The long-serving Central Bank of Uzbekistan chairman, Fayzulla Mullajanov, died in Tashkent on May 23 at the age of 67, the central bank’s press service said.
Despite being one of the longest serving officials in the ex-Soviet Central Asian country, Mullajanov’s death will likely have no visible impact on the course taken by the central bank, given that first President Islam Karimov and recently his successor Shavkhat Mirziyoyev have been the driving forces behind policy on the critical issue of currency control.
Mullajanov held the post of chairman of the central bank since 1991, and had worked in the banking system since 1971.
A statement issued by the bank said that Uzbekistan’s banking and financial system “has suffered a heavy loss”, and described Mullajanov as “one of the founders of the banking system of Uzbekistan”.
Under Mullajanov, Uzbekistan maintained its ongoing stringent restrictions on the local currency, which were originally imposed back in 1996. The controls resulted in a wide gap between the official and black market rates for the Uzbek som, distorting the country’s economy and providing lucrative pickings for well-connected insiders. The som’s unofficial rate fed double-digit inflation, unacknowledged in official figures, during the regional economic downturn in 2015-2016.

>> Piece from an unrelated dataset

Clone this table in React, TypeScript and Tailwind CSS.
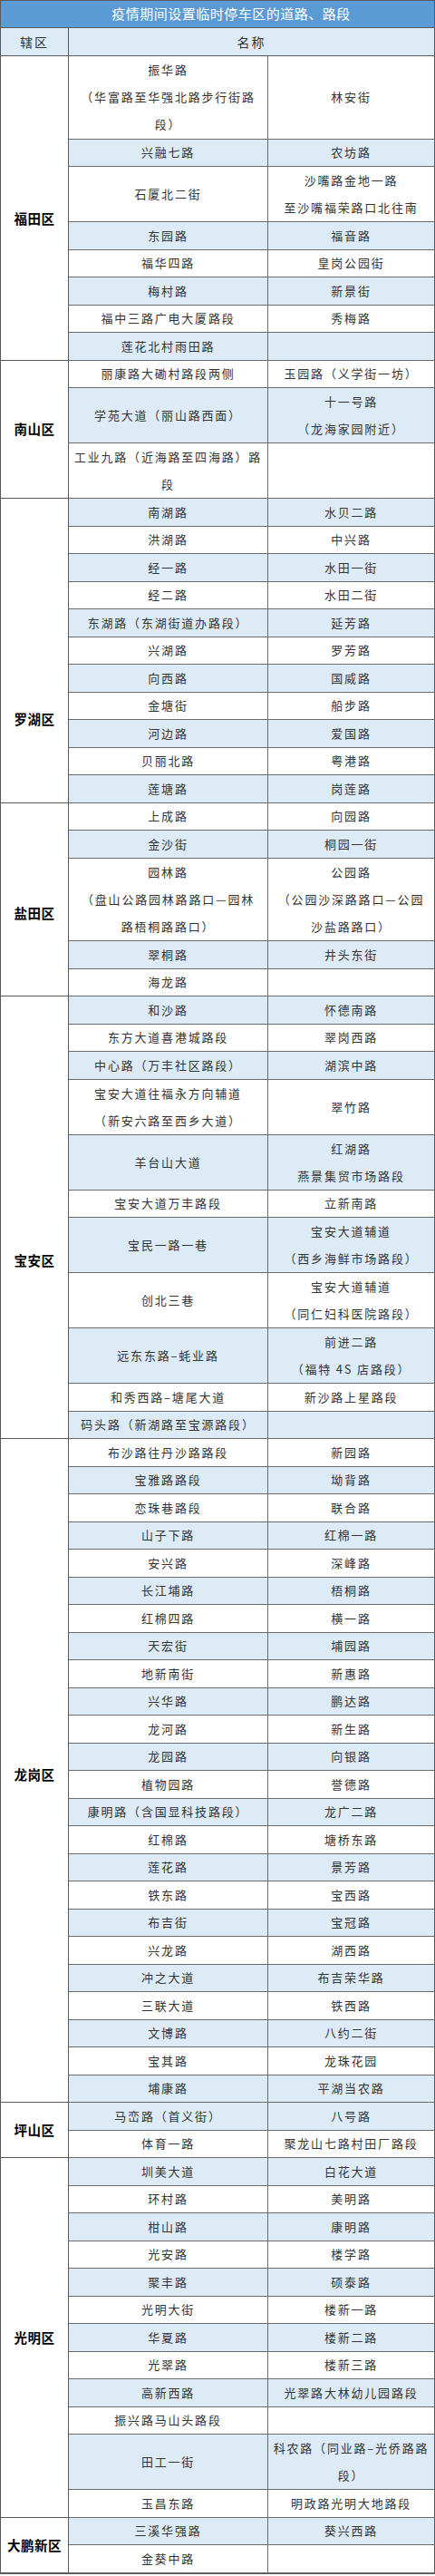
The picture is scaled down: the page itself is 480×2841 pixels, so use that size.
import React from 'react';

type Row = { u: 1 | 2 | 3; a: string[]; b: string[] };
type District = { name: string; shift: string; blueFirst: boolean; rows: Row[] };

const r = (a: string | string[], b: string | string[] = '', u: 1 | 2 | 3 = 1): Row => ({
    u,
    a: Array.isArray(a) ? a : [a],
    b: Array.isArray(b) ? b : [b],
});

const districts: District[] = [
    {
        name: '福田区', shift: 'pt-[24px]', blueFirst: false, rows: [
            r(['振华路', '（华富路至华强北路步行街路', '段）'], '林安街', 3),
            r('兴融七路', '农坊路'),
            r('石厦北二街', ['沙嘴路金地一路', '至沙嘴福荣路口北往南'], 2),
            r('东园路', '福音路'),
            r('福华四路', '皇岗公园街'),
            r('梅村路', '新景街'),
            r('福中三路广电大厦路段', '秀梅路'),
            r('莲花北村雨田路'),
        ]
    },
    {
        name: '南山区', shift: '', blueFirst: false, rows: [
            r('丽康路大磡村路段两侧', '玉园路（义学街一坊）'),
            r('学苑大道（丽山路西面）', ['十一号路', '（龙海家园附近）'], 2),
            r(['工业九路（近海路至四海路）路', '段'], '', 2),
        ]
    },
    {
        name: '罗湖区', shift: 'pt-[152px]', blueFirst: true, rows: [
            r('南湖路', '水贝二路'),
            r('洪湖路', '中兴路'),
            r('经一路', '水田一街'),
            r('经二路', '水田二街'),
            r('东湖路（东湖街道办路段）', '延芳路'),
            r('兴湖路', '罗芳路'),
            r('向西路', '国威路'),
            r('金塘街', '船步路'),
            r('河边路', '爱国路'),
            r('贝丽北路', '粤港路'),
            r('莲塘路', '岗莲路'),
        ]
    },
    {
        name: '盐田区', shift: 'pt-[30px]', blueFirst: false, rows: [
            r('上成路', '向园路'),
            r('金沙街', '桐园一街'),
            r(['园林路', '（盘山公路园林路路口—园林', '路梧桐路路口）'], ['公园路', '（公园沙深路路口—公园', '沙盐路路口）'], 3),
            r('翠桐路', '井头东街'),
            r('海龙路'),
        ]
    },
    {
        name: '宝安区', shift: 'pt-[94px]', blueFirst: true, rows: [
            r('和沙路', '怀德南路'),
            r('东方大道喜港城路段', '翠岗西路'),
            r('中心路（万丰社区路段）', '湖滨中路'),
            r(['宝安大道往福永方向辅道', '（新安六路至西乡大道）'], '翠竹路', 2),
            r('羊台山大道', ['红湖路', '燕景集贸市场路段'], 2),
            r('宝安大道万丰路段', '立新南路'),
            r('宝民一路一巷', ['宝安大道辅道', '（西乡海鲜市场路段）'], 2),
            r('创北三巷', ['宝安大道辅道', '（同仁妇科医院路段）'], 2),
            r('远东东路–蚝业路', ['前进二路', '（福特 4S 店路段）'], 2),
            r('和秀西路–塘尾大道', '新沙路上星路段'),
            r('码头路（新湖路至宝源路段）'),
        ]
    },
    {
        name: '龙岗区', shift: 'pt-[8px]', blueFirst: false, rows: [
            r('布沙路往丹沙路路段', '新园路'),
            r('宝雅路路段', '坳背路'),
            r('恋珠巷路段', '联合路'),
            r('山子下路', '红棉一路'),
            r('安兴路', '深峰路'),
            r('长江埔路', '梧桐路'),
            r('红棉四路', '横一路'),
            r('天宏街', '埔园路'),
            r('地新南街', '新惠路'),
            r('兴华路', '鹏达路'),
            r('龙河路', '新生路'),
            r('龙园路', '向银路'),
            r('植物园路', '誉德路'),
            r('康明路（含国显科技路段）', '龙广二路'),
            r('红棉路', '塘桥东路'),
            r('莲花路', '景芳路'),
            r('铁东路', '宝西路'),
            r('布吉街', '宝冠路'),
            r('兴龙路', '湖西路'),
            r('冲之大道', '布吉荣华路'),
            r('三联大道', '铁西路'),
            r('文博路', '八约二街'),
            r('宝其路', '龙珠花园'),
            r('埔康路', '平湖当农路'),
        ]
    },
    {
        name: '坪山区', shift: '', blueFirst: true, rows: [
            r('马峦路（首义街）', '八号路'),
            r('体育一路', '聚龙山七路村田厂路段'),
        ]
    },
    {
        name: '光明区', shift: '', blueFirst: true, rows: [
            r('圳美大道', '白花大道'),
            r('环村路', '美明路'),
            r('柑山路', '康明路'),
            r('光安路', '楼学路'),
            r('聚丰路', '硕泰路'),
            r('光明大街', '楼新一路'),
            r('华夏路', '楼新二路'),
            r('光翠路', '楼新三路'),
            r('高新西路', '光翠路大林幼儿园路段'),
            r('振兴路马山头路段'),
            r('田工一街', ['科农路（同业路–光侨路路', '段）'], 2),
            r('玉昌东路', '明政路光明大地路段'),
        ]
    },
    {
        name: '大鹏新区', shift: '', blueFirst: true, rows: [
            r('三溪华强路', '葵兴西路'),
            r('金葵中路'),
        ]
    },
];

const heights = { 1: 'h-[30.5px]', 2: 'h-[61px]', 3: 'h-[91.5px]' };

const Cell = ({ lines, className = '' }: { lines: string[]; className?: string }) => (
    <div className={`flex flex-col items-center justify-center whitespace-nowrap overflow-hidden ${className}`}>
        {lines.map((l, i) => (
            <span key={i} className="block leading-[30px] tracking-[1.8px]">{l}</span>
        ))}
    </div>
);

export default function App() {
    return (
        <div className="w-[480px] bg-white text-[#333] text-[13px]" style={{ fontFamily: '"Noto Sans CJK SC", "Noto Sans", sans-serif' }}>
            <div className="border border-[#5a5a5a]">
                {/* Title */}
                <div className="h-[30px] bg-[#5b9bd5] text-white text-[15px] tracking-[0.5px] flex items-center justify-center pl-[30px] border-b border-[#5a5a5a]">
                    疫情期间设置临时停车区的道路、路段
                </div>

                {/* Header */}
                <div className="h-[31px] flex bg-[#ddebf7] text-[14px] tracking-[2px] border-b border-[#5a5a5a]">
                    <div className="w-[75px] shrink-0 border-r border-[#5a5a5a] flex items-center justify-center">辖区</div>
                    <div className="flex-1 flex items-center justify-center">名称</div>
                </div>

                {/* Body */}
                {districts.map((d) => (
                    <div key={d.name} className="flex">
                        <div className={`w-[75px] shrink-0 border-r border-b border-[#5a5a5a] flex items-center justify-center font-bold text-[14.5px] text-black tracking-[0.5px] ${d.shift}`}>
                            {d.name}
                        </div>
                        <div className="flex-1 flex flex-col">
                            {d.rows.map((row, i) => {
                                const blue = (i % 2 === 0) === d.blueFirst;
                                return (
                                    <div key={i} className={`flex border-b border-[#6b6b6b] ${heights[row.u]} ${blue ? 'bg-[#ddebf7]' : 'bg-white'}`}>
                                        <Cell lines={row.a} className="w-[220px] shrink-0 border-r border-[#6b6b6b]" />
                                        <Cell lines={row.b} className="flex-1" />
                                    </div>
                                );
                            })}
                        </div>
                    </div>
                ))}
            </div>
        </div>
    );
}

The currency controls cannot be directly attributed to Mullajanov in any way, as the initiative was the result of the late President Karimov’s effort to combat an enormous trade deficit, which had formed following the collapse of the Soviet Union.
Mirziyoyev, who came to power following Karimov’s death in September, has revealed a plan to liberalise the currency market. Both in official statements in November and anonymously, Uzbek officials have confirmed the government is working on the programme.
Mullajanov’s first deputy, Khodjayev Saidkamol, was named as the bank's acting chairman, according to RFE/RL’s sources. Khodjayev previously worked as chairman of the board of the Uzbek Industrial and Construction Bank, according to the bank’s press service.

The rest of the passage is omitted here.